Tax authorities around the globe have aggressively pursued legislation to limit profit shifting from high tax jurisdictions to no or low tax jurisdictions.
So, what is a tax haven?
According to Investopedia, a tax haven is generally an offshore country that offers foreign individuals and businesses little or no tax liability in a politically and economically static environment. The need grew over the centuries to protect the privacy of wealthy families and to provide secure succession planning. In exchange for confidentiality and minimal tax on assets, such havens were able to attract investors and their capital which provided employment and revenue for the country. Tax havens also shared limited or no financial information with foreign tax authorities.
With the advent of terrorism and the need to strangle financial lifelines to terrorists, countries like the US drove legislation like FATCA quickly followed by the OECD (Organisation for Economic Cooperation and Development) introducing a raft of legislation to outlaw and limit a tax haven’s ability to attract capital. With the credit crunch of 2008 efforts increased by cash strapped governments. These efforts, specifically AEOI (automatic exchange of information) have decreased bank deposits in tax havens by 20 to 25% over the last decade, a first indicator that tax havens might have become less attractive in the face of anti-tax avoidance measures.

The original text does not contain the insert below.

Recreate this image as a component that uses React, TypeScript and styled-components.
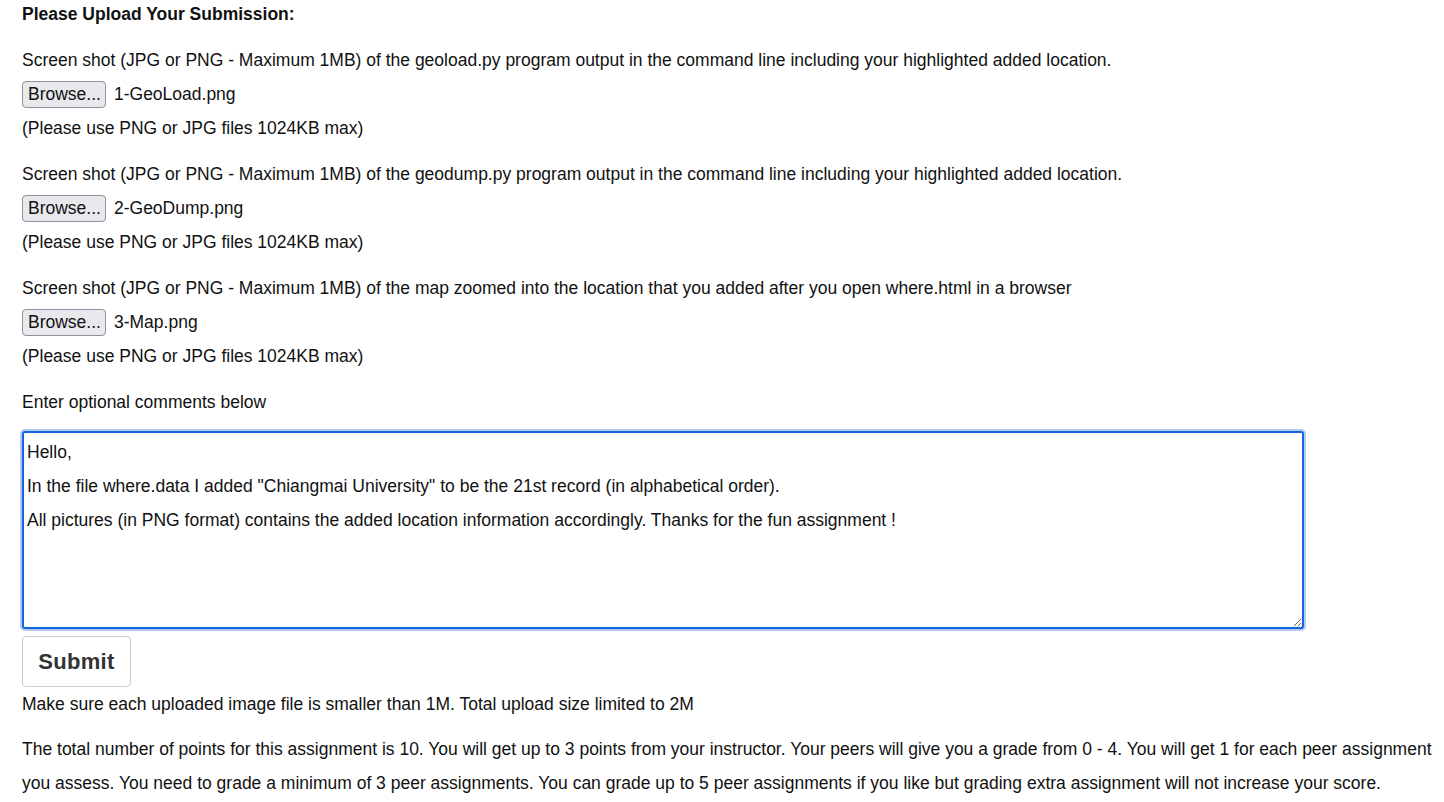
import React from "react";
import styled, { createGlobalStyle } from "styled-components";

const Global = createGlobalStyle`
  html, body { margin: 0; padding: 0; background: #fff; }
  body { font-family: "Liberation Sans", Arial, sans-serif; font-size: 17.5px; color: #111; }
`;

const Page = styled.form`
  padding: 0 8px 0 22px;
  line-height: 34px;
`;

const Heading = styled.h4`
  margin: 0;
  font-size: 17.5px;
  font-weight: bold;
  line-height: 28px;
  margin-bottom: 15px;
`;

const Block = styled.div`
  margin-bottom: 12px;
`;

const Line = styled.div`
  height: 34px;
  line-height: 34px;
  white-space: nowrap;
`;

const FileRow = styled.div`
  height: 34px;
  display: flex;
  align-items: center;
  gap: 8px;
`;

const BrowseButton = styled.button`
  font-family: "Liberation Sans", Arial, sans-serif;
  font-size: 17.5px;
  height: 27px;
  padding: 0 4px 0 5px;
  background: #e9e9ed;
  border: 1px solid #8f8f9d;
  border-radius: 4px;
  color: #111;
  line-height: 23px;
`;

const FileName = styled.span`
  line-height: 26px;
`;

const Comments = styled.textarea`
  display: block;
  box-sizing: border-box;
  width: 1282px;
  height: 198px;
  margin: 12px 0 0 0;
  padding: 2px 3px;
  border: 2px solid #1565e0;
  border-radius: 3px;
  box-shadow: 0 0 0 2px #b3cbf1;
  outline: none;
  font-family: "Liberation Sans", Arial, sans-serif;
  font-size: 17.5px;
  line-height: 34px;
  color: #111;
  resize: both;
`;

const Submit = styled.button`
  display: block;
  margin-top: 7px;
  width: 109px;
  height: 51px;
  background: #fff;
  border: 1px solid #ccc;
  border-radius: 4px;
  font-family: "Liberation Sans", Arial, sans-serif;
  font-size: 22px;
  font-weight: bold;
  color: #333;
  letter-spacing: 0.3px;
`;

const Para = styled.p<{ $gap?: number }>`
  margin: ${(p) => p.$gap ?? 0}px 0 0 0;
  line-height: 34px;
`;

const blocks = [
  {
    label:
      "Screen shot (JPG or PNG - Maximum 1MB) of the geoload.py program output in the command line including your highlighted added location.",
    file: "1-GeoLoad.png",
  },
  {
    label:
      "Screen shot (JPG or PNG - Maximum 1MB) of the geodump.py program output in the command line including your highlighted added location.",
    file: "2-GeoDump.png",
  },
  {
    label:
      "Screen shot (JPG or PNG - Maximum 1MB) of the map zoomed into the location that you added after you open where.html in a browser",
    file: "3-Map.png",
  },
];

const commentText =
  'Hello,\nIn the file where.data I added "Chiangmai University" to be the 21st record (in alphabetical order).\nAll pictures (in PNG format) contains the added location information accordingly. Thanks for the fun assignment !';

export default function App() {
  return (
    <>
      <Global />
      <Page onSubmit={(e) => e.preventDefault()}>
        <Heading>Please Upload Your Submission:</Heading>
        {blocks.map((b) => (
          <Block key={b.file}>
            <Line>{b.label}</Line>
            <FileRow>
              <BrowseButton type="button">Browse...</BrowseButton>
              <FileName>{b.file}</FileName>
            </FileRow>
            <Line>(Please use PNG or JPG files 1024KB max)</Line>
          </Block>
        ))}
        <Line>Enter optional comments below</Line>
        <Comments defaultValue={commentText} spellCheck={false} />
        <Submit type="submit">Submit</Submit>
        <Para>Make sure each uploaded image file is smaller than 1M. Total upload size limited to 2M</Para>
        <Para $gap={11}>
          The total number of points for this assignment is 10. You will get up to 3 points from your
          instructor. Your peers will give you a grade from 0 - 4. You will get 1 for each peer assignment
          you assess. You need to grade a minimum of 3 peer assignments. You can grade up to 5 peer
          assignments if you like but grading extra assignment will not increase your score.
        </Para>
      </Page>
    </>
  );
}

The question: “Is the centuries-old practice of protecting assets from creditors, business risk, limiting tax and potentially heirs not knowledgeable about handling money a dead industry?”
The new deal
I would like to submit that there is a difference between tax havens and countries that opt to provide a competitive tax environment to attract real foreign investment and to stimulate the domestic economy. For instance, a country setting a competitive 15% corporate rate for businesses with substantial economic activity is a policy choice to become an attractive location for real investment and differs from tax havens aiming to attract revenue from other tax jurisdictions.
Low tax jurisdictions have met the challenge head-on and one defining change has been that the tax benefits that attract foreign investment and wealth apply similarly to locals.
Yet the battle rages on. The OECD has introduced a blacklist of countries that direct a country’s central bank to issue guidelines particularly on the source of funds. An individual with a UK or Eurozone bank account cannot transfer funds to a blacklisted country. The depositor cannot do with his money want he wants, where tax has been paid; is this equitable?
The need to diversify is more important than ever
Many companies and individuals for many reasons including security diversify their asset base across more than one country. This applies in particular to families that are located in countries where political and economic policies are uncertain. Disruption is mirrored by the performance of the country’s currency versus the traditional hard currencies of the world like the sterling, US dollar and euro.
The globalisation of the world where people movement, not immigration is an ever-increasing trend has caused the phenomenon of multiple residences and or citizenships. Capital-hungry countries now offer this in exchange for investment, usually in property. Why property? It is an industry that provides multiple employment upskilling opportunities for locals and the expansion of the economy. Where the low tax jurisdiction also is a dream destination the further advantages of increased tourism are enormous.
A new factor: The Covid-19 pandemic has made people realise that there are countries with well-organised healthcare systems that have minimised the impact of the pandemic whilst others including mature economies have muddled their way through.
People want the freedom to travel, to diversify wealth and to know that they are not prisoners to political, health, tax or economic disruption and uncertainty.
How do you choose a country that makes sense today and in the future?
The checklist: safety and security, healthcare and the environment, sports, hobbies and culture, education opportunities, language and so on.
Most countries offer this but for me, top of my checklist: What taxes do I pay and what currency is my wealth measured in? And wealth is not capital but capital producing an income stream, passive income, assets working that protects my standard of living and future lifestyle.
Golden visa residency and citizenship programmes
The demand for multiple residences and passports has given countries that offer such programmes financial lifelines in the past 15 years and the industry has blossomed as global residence and citizenship demand increases. The mainstream programmes are: in exchange for property investment, for personal use or for providing hard currency passive income or both, residency and citizenship is earned. Unlike immigration where the individual and family are assessed, golden visa programmes only turn down persons with criminal records or unpalatable political track records (PEPS)
Let us evaluate tax benefits
Popular destinations for persons from Africa: Greece, Portugal, Mauritius and Cyprus.
The concept and benefits of “tax havens” will always exist as people seek to protect their families and wealth in uncertain and disruptive times.
Governments who tax in exchange for poor personal safety, security and other social and democratic benefits will be voted out, and we are not talking only about politics, but by citizens who move at the very least tax residency. The advent of golden visa programmes and the concept of a world without borders, global residency and citizenship continue to gain momentum.
Losers will be countries that treat their tax residents unfairly and people who do not take measures to diversify assets and residencies.